GÖZLEM – Ticaret Bakanı iken, “şirketinden piyasadaki fiyattan daha pahalı olarak dezenfektan satan” ve durum ortaya çıkınca görevden alınan Ruhsar Pekcan hakkındaki suç duyurularıyla ilgili olarak Ankara Başsavcılığı “soruşturmaya gerek olmadığına” karar verdi, görüşünüz?

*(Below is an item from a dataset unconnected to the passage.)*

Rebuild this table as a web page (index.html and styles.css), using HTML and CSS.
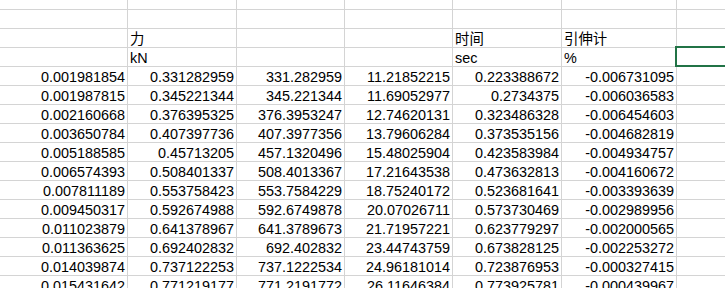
FILE: index.html
```html
<!DOCTYPE html>
<html lang="zh">
<head>
<meta charset="utf-8">
<title>Sheet</title>
<link rel="stylesheet" href="styles.css">
</head>
<body>
<div class="sheet">
  <div class="c"></div><div class="c"></div><div class="c"></div><div class="c"></div><div class="c"></div><div class="c"></div><div class="c"></div>
  <div class="c"></div><div class="c"></div><div class="c"></div><div class="c"></div><div class="c"></div><div class="c"></div><div class="c"></div>
  <div class="c"></div><div class="c t">力</div><div class="c"></div><div class="c"></div><div class="c t">时间</div><div class="c t">引伸计</div><div class="c"></div>
  <div class="c"></div><div class="c t">kN</div><div class="c"></div><div class="c"></div><div class="c t">sec</div><div class="c t">%</div><div class="c sel"></div>

  <div class="c n">0.001981854</div><div class="c n">0.331282959</div><div class="c n">331.282959</div><div class="c n">11.21852215</div><div class="c n">0.223388672</div><div class="c n">-0.006731095</div><div class="c"></div>
  <div class="c n">0.001987815</div><div class="c n">0.345221344</div><div class="c n">345.221344</div><div class="c n">11.69052977</div><div class="c n">0.2734375</div><div class="c n">-0.006036583</div><div class="c"></div>
  <div class="c n">0.002160668</div><div class="c n">0.376395325</div><div class="c n">376.3953247</div><div class="c n">12.74620131</div><div class="c n">0.323486328</div><div class="c n">-0.006454603</div><div class="c"></div>
  <div class="c n">0.003650784</div><div class="c n">0.407397736</div><div class="c n">407.3977356</div><div class="c n">13.79606284</div><div class="c n">0.373535156</div><div class="c n">-0.004682819</div><div class="c"></div>
  <div class="c n">0.005188585</div><div class="c n">0.45713205</div><div class="c n">457.1320496</div><div class="c n">15.48025904</div><div class="c n">0.423583984</div><div class="c n">-0.004934757</div><div class="c"></div>
  <div class="c n">0.006574393</div><div class="c n">0.508401337</div><div class="c n">508.4013367</div><div class="c n">17.21643538</div><div class="c n">0.473632813</div><div class="c n">-0.004160672</div><div class="c"></div>
  <div class="c n">0.007811189</div><div class="c n">0.553758423</div><div class="c n">553.7584229</div><div class="c n">18.75240172</div><div class="c n">0.523681641</div><div class="c n">-0.003393639</div><div class="c"></div>
  <div class="c n">0.009450317</div><div class="c n">0.592674988</div><div class="c n">592.6749878</div><div class="c n">20.07026711</div><div class="c n">0.573730469</div><div class="c n">-0.002989956</div><div class="c"></div>
  <div class="c n">0.011023879</div><div class="c n">0.641378967</div><div class="c n">641.3789673</div><div class="c n">21.71957221</div><div class="c n">0.623779297</div><div class="c n">-0.002000565</div><div class="c"></div>
  <div class="c n">0.011363625</div><div class="c n">0.692402832</div><div class="c n">692.402832</div><div class="c n">23.44743759</div><div class="c n">0.673828125</div><div class="c n">-0.002253272</div><div class="c"></div>
  <div class="c n">0.014039874</div><div class="c n">0.737122253</div><div class="c n">737.1222534</div><div class="c n">24.96181014</div><div class="c n">0.723876953</div><div class="c n">-0.000327415</div><div class="c"></div>
  <div class="c n">0.015431642</div><div class="c n">0.771219177</div><div class="c n">771.2191772</div><div class="c n">26.11646384</div><div class="c n">0.773925781</div><div class="c n">-0.000439967</div><div class="c"></div>
</div>
</body>
</html>
```

FILE: styles.css
```css
html, body {
  margin: 0;
  padding: 0;
  background: #ffffff;
  overflow: hidden;
}

body {
  width: 725px;
  height: 288px;
}

.sheet {
  display: grid;
  grid-template-columns: 128px 109px 108px 108px 109px 115px 100px;
  grid-auto-rows: 19px;
  width: max-content;
  margin-top: -9px;
  font-family: "Liberation Sans", "Noto Sans CJK SC", sans-serif;
  font-size: 14.4px;
  color: #000000;
}

.c {
  box-sizing: border-box;
  border-right: 1px solid #d4d4d4;
  border-bottom: 1px solid #d4d4d4;
  line-height: 20px;
  white-space: nowrap;
  overflow: visible;
}

.n {
  text-align: right;
  padding-right: 2px;
}

.t {
  text-align: left;
  padding-left: 2px;
}

.sel {
  position: relative;
}

.sel::after {
  content: "";
  position: absolute;
  left: -2px;
  top: -2px;
  right: -10px;
  bottom: -1px;
  border: 2px solid #217346;
}
```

K – Hiç şaşırmadım. Kilit noktalarda büyük ölçüde iktidarın güdümünde olan bir adalet sisteminde, istenilen kararı verecek merciye gönderilen AKP’nin aleyhine bir dosyadan başka bir karar çıkmış olsaydı şaşırırdım. Ancak bu dosyalar ve daha niceleri not ediliyor ve iktidar değiştiğinde bunların tümünün üzerine hızla gidileceğine dair –başta ilk işlerinin Siyasi Ahlak Yasası’nı çıkartmak olacağını ve yasadışı işler yapan bürokratların üzerine gideceklerini söyleyen Kemal Kılıçdaroğlu’nun sözleri olmak üzere– çok sayıda gösterge var.